BRIEF:
Take the data that follows and retype it word for word.

= = = =

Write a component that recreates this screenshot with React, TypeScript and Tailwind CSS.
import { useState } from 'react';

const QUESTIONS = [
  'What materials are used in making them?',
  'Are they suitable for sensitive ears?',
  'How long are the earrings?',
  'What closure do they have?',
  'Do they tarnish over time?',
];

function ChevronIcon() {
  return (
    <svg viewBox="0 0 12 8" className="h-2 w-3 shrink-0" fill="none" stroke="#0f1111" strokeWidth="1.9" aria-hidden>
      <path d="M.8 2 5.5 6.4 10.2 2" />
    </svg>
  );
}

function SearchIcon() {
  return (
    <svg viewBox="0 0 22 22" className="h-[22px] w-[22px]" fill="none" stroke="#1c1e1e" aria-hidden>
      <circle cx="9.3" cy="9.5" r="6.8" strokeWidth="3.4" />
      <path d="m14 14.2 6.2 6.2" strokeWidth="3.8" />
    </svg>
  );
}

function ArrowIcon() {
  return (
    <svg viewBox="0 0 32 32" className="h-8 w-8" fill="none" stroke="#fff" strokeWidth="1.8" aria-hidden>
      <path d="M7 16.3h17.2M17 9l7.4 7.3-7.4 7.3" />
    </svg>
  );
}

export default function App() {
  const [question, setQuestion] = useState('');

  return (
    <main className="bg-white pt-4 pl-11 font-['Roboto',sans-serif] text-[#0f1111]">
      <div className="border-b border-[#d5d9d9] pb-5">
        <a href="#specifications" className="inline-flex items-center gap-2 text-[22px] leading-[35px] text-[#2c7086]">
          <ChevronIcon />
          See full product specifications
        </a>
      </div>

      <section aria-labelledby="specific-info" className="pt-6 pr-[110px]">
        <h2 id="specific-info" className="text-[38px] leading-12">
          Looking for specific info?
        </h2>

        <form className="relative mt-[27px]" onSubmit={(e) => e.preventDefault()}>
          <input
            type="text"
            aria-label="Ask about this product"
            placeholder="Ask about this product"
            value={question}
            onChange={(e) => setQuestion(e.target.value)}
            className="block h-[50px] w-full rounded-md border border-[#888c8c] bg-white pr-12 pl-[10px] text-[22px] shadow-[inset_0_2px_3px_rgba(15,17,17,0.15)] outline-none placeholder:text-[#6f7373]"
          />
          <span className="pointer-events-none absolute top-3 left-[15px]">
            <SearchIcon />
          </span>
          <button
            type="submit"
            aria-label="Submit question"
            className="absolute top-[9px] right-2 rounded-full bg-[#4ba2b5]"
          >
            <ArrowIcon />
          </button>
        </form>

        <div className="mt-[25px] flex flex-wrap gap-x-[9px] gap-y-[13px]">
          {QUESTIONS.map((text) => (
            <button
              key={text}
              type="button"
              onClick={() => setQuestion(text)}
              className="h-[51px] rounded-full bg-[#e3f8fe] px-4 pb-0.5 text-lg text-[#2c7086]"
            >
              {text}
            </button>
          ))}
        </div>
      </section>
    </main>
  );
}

= = = =

WORKED ANSWER:
Write a component that recreates this screenshot with React, TypeScript and Tailwind CSS.
import { useState } from 'react';

const QUESTIONS = [
  'What materials are used in making them?',
  'Are they suitable for sensitive ears?',
  'How long are the earrings?',
  'What closure do they have?',
  'Do they tarnish over time?',
];

function ChevronIcon() {
  return (
    <svg viewBox="0 0 12 8" className="h-2 w-3 shrink-0" fill="none" stroke="#0f1111" strokeWidth="1.9" aria-hidden>
      <path d="M.8 2 5.5 6.4 10.2 2" />
    </svg>
  );
}

function SearchIcon() {
  return (
    <svg viewBox="0 0 22 22" className="h-[22px] w-[22px]" fill="none" stroke="#1c1e1e" aria-hidden>
      <circle cx="9.3" cy="9.5" r="6.8" strokeWidth="3.4" />
      <path d="m14 14.2 6.2 6.2" strokeWidth="3.8" />
    </svg>
  );
}

function ArrowIcon() {
  return (
    <svg viewBox="0 0 32 32" className="h-8 w-8" fill="none" stroke="#fff" strokeWidth="1.8" aria-hidden>
      <path d="M7 16.3h17.2M17 9l7.4 7.3-7.4 7.3" />
    </svg>
  );
}

export default function App() {
  const [question, setQuestion] = useState('');

  return (
    <main className="bg-white pt-4 pl-11 font-['Roboto',sans-serif] text-[#0f1111]">
      <div className="border-b border-[#d5d9d9] pb-5">
        <a href="#specifications" className="inline-flex items-center gap-2 text-[22px] leading-[35px] text-[#2c7086]">
          <ChevronIcon />
          See full product specifications
        </a>
      </div>

      <section aria-labelledby="specific-info" className="pt-6 pr-[110px]">
        <h2 id="specific-info" className="text-[38px] leading-12">
          Looking for specific info?
        </h2>

        <form className="relative mt-[27px]" onSubmit={(e) => e.preventDefault()}>
          <input
            type="text"
            aria-label="Ask about this product"
            placeholder="Ask about this product"
            value={question}
            onChange={(e) => setQuestion(e.target.value)}
            className="block h-[50px] w-full rounded-md border border-[#888c8c] bg-white pr-12 pl-[10px] text-[22px] shadow-[inset_0_2px_3px_rgba(15,17,17,0.15)] outline-none placeholder:text-[#6f7373]"
          />
          <span className="pointer-events-none absolute top-3 left-[15px]">
            <SearchIcon />
          </span>
          <button
            type="submit"
            aria-label="Submit question"
            className="absolute top-[9px] right-2 rounded-full bg-[#4ba2b5]"
          >
            <ArrowIcon />
          </button>
        </form>

        <div className="mt-[25px] flex flex-wrap gap-x-[9px] gap-y-[13px]">
          {QUESTIONS.map((text) => (
            <button
              key={text}
              type="button"
              onClick={() => setQuestion(text)}
              className="h-[51px] rounded-full bg-[#e3f8fe] px-4 pb-0.5 text-lg text-[#2c7086]"
            >
              {text}
            </button>
          ))}
        </div>
      </section>
    </main>
  );
}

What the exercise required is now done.